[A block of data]
-- -- --
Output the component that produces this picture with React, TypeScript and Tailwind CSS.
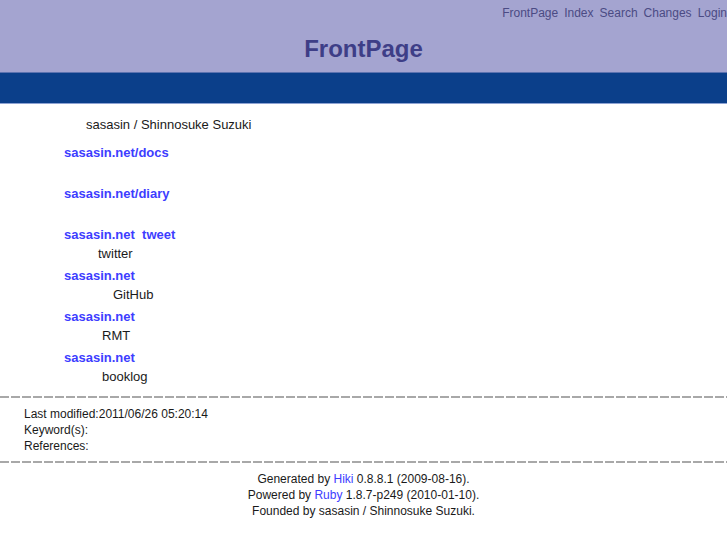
// Hiki FrontPage — sasasin.net

const items: { links: string[]; sub: string; indent: string }[] = [
  { links: ['sasasin.net/docs'], sub: '', indent: 'pl-[34px]' },
  { links: ['sasasin.net/diary'], sub: '', indent: 'pl-[34px]' },
  { links: ['sasasin.net', 'tweet'], sub: 'twitter', indent: 'pl-[34px]' },
  { links: ['sasasin.net'], sub: 'GitHub', indent: 'pl-[49px]' },
  { links: ['sasasin.net'], sub: 'RMT', indent: 'pl-[38px]' },
  { links: ['sasasin.net'], sub: 'booklog', indent: 'pl-[38px]' },
];

const nav = ['FrontPage', 'Index', 'Search', 'Changes', 'Login'];

function Rule() {
  return <div className="h-[2px] w-full bg-[repeating-linear-gradient(90deg,#a8a8a8_0px,#a8a8a8_9px,transparent_9px,transparent_11px)]" />;
}

export default function App() {
  return (
    <div className="min-h-[545px] bg-white text-[#1a1a1a] font-['Liberation_Sans',Arial,sans-serif]">
      <header>
        <div className="h-[72px] bg-[#a4a4d0] flex flex-col">
          <nav className="flex justify-end gap-[6px] pt-[6px] h-[20px] text-[12px] leading-[14px] text-[#4b4b84] whitespace-nowrap">
            {nav.map((n) => (
              <a key={n} href="#">{n}</a>
            ))}
          </nav>
          <h1 className="mt-[15px] text-center text-[24px] leading-[28px] font-bold text-[#3e3e87]">FrontPage</h1>
        </div>
        <div className="h-[32px] bg-[#0b3f8a] border-t border-[#5d73b0] border-b border-b-[#8ea3d3]" />
      </header>

      <main className="pt-[11px] pl-[64px] text-[13px]">
        <p className="pl-[22px] leading-[20px] mb-[8px]">sasasin / Shinnosuke Suzuki</p>
        {items.map((it, i) => (
          <div key={i}>
            <div className="leading-[20px] font-bold text-[#3d3dff] whitespace-pre">
              {it.links.map((l, j) => (
                <span key={j}>
                  {j > 0 && '\u00a0 '}
                  <a href="#">{l}</a>
                </span>
              ))}
            </div>
            <div className={`leading-[17px] h-[21px] ${it.indent}`}>{it.sub}</div>
          </div>
        ))}
      </main>

      <div className="mt-[7px]">
        <Rule />
      </div>
      <div className="pt-[8px] pb-[7px] pl-[24px] text-[12px] leading-[16px]">
        <div>Last modified:2011/06/26 05:20:14</div>
        <div>Keyword(s):</div>
        <div>References:</div>
      </div>
      <Rule />
      <footer className="pt-[8px] text-center text-[12px] leading-[16px]">
        <div>
          Generated by <a href="#" className="text-[#3d3dff]">Hiki</a> 0.8.8.1 (2009-08-16).
        </div>
        <div>
          Powered by <a href="#" className="text-[#3d3dff]">Ruby</a> 1.8.7-p249 (2010-01-10).
        </div>
        <div>Founded by sasasin / Shinnosuke Suzuki.</div>
      </footer>
    </div>
  );
}
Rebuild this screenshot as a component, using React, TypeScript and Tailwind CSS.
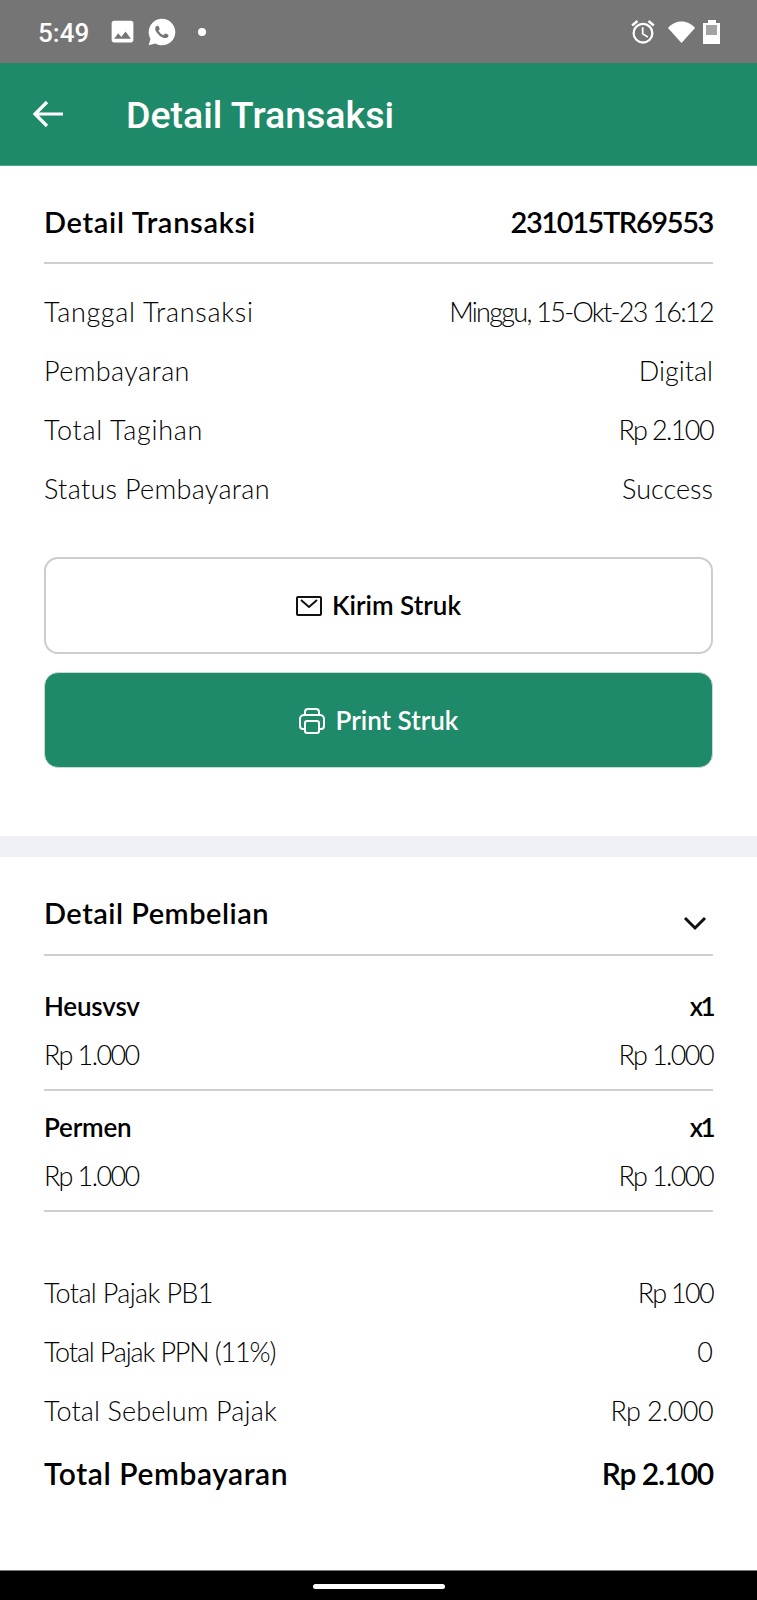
-- -- --
→ **WRITTEN REQUEST**
Take every line from the records above that has the word "React" and copy it.

→ **OUTPUT FOR THIS TASK**
Output the component that produces this picture with React, TypeScript and Tailwind CSS.
Rebuild this screenshot as a component, using React, TypeScript and Tailwind CSS.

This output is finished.